Властелин заходится хриплым, болезненным смехом, и Мерлин шепчет заклинание. Пусть умрёт сейчас, как и должно Тёмному Повелителю — захлебнувшись собственным хохотом.
Темницу озаряет яркая вспышка… И гаснет, закоптив стены, пол и потолок.
Живой Властелин мерзко усмехается, стирая сажу с лица, звеня цепями. Мерлин недоумённо смотрит на свой посох — никогда ещё магия его не подводила…
Не замеченная никем, в воздухе кружится одинокая фиалка.
В коридоре звучат шаги — сиернский король торопится увидеть брата, и Мерлин резко выдыхает сквозь зубы. Потом швыряет Властелину кинжал.
— Если в тебе осталось ещё хоть что-то человеческое, ты им заколешься. Когда мы расколдуем твои жертвы, представь, как ты будешь смотреть им в глаза. Это даже если твой брат как-то спасёт тебя от казни. — «А ещё лучше, чтобы ты заколол и его этим самым кинжалом», — думает Мерлин, выходя из камеры и даже не глянув на юркнувшего мимо мальчишку-короля.

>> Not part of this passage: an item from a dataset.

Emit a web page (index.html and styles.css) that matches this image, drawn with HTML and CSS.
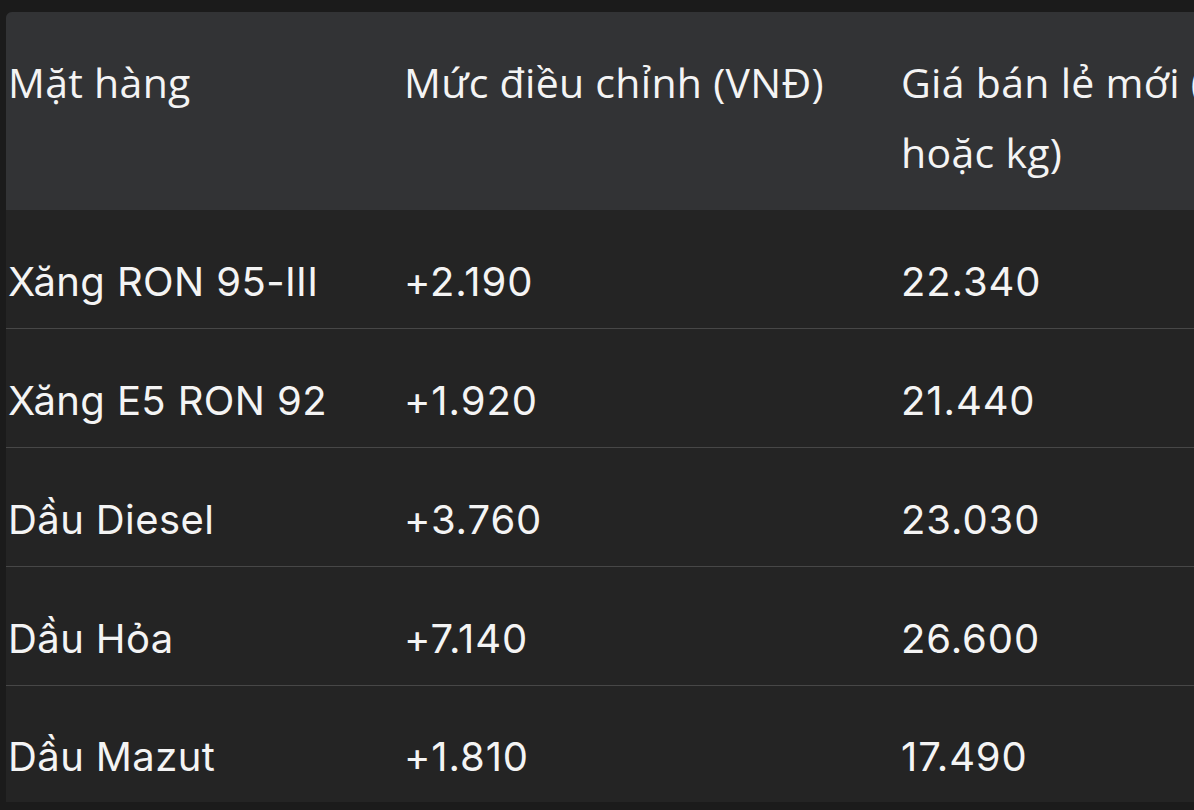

Пусть оба сдохнут — свет без них станет ярче. В этом Мерлин убеждён, а в своих убеждениях он вот уже несколько сотен лет как не сомневается.
Сомнения умирают вторыми — вслед за человечностью.
Ромион мрачно разглядывает чёрные стены, пальцем трогает, осторожно стирает жирную копоть. В это время слуги заносят в камеру одеяла, перину и подушки плотный ужин, тёплую одежду, — в общем, всё, вплоть до жаровни, и закрепляют факелы так, что в камере становится светло, почти как днём. Потом тихо, поклонившись королю, уходят. Забившийся в угол бывший Властелин не смотрит на них, а они — на него. Словно живой в этой камере только король.
— Дами, — тихо зовёт Ромион, когда они остаются одни. — Как ты?
Властелин не отвечает. Он сидит, повернувшись к стене, так тихо, словно его и правда здесь нет.
— Брат, — Ромион старается говорить спокойно, только кулаки сжимает со всей силы. — Отзовись. Или я пришлю к тебе лекаря.
Ему никто не отвечает, и Ромион на мгновение закрывает глаза. Потом шагает к сжавшемуся в комок Властелину, хватает за плечи, разворачивает к себе и заставляет подняться.
— Послушай…
— Ты говорил, что тебе жаль, — перебивает его Дамиан. — Во время казни ты говорил, что тебе жаль. Чего?
Ромион отпускает его, и Дамиан съезжает по стене на пол, снова садится, обхватив колени и дрожа — хотя в камере уже стало намного теплее.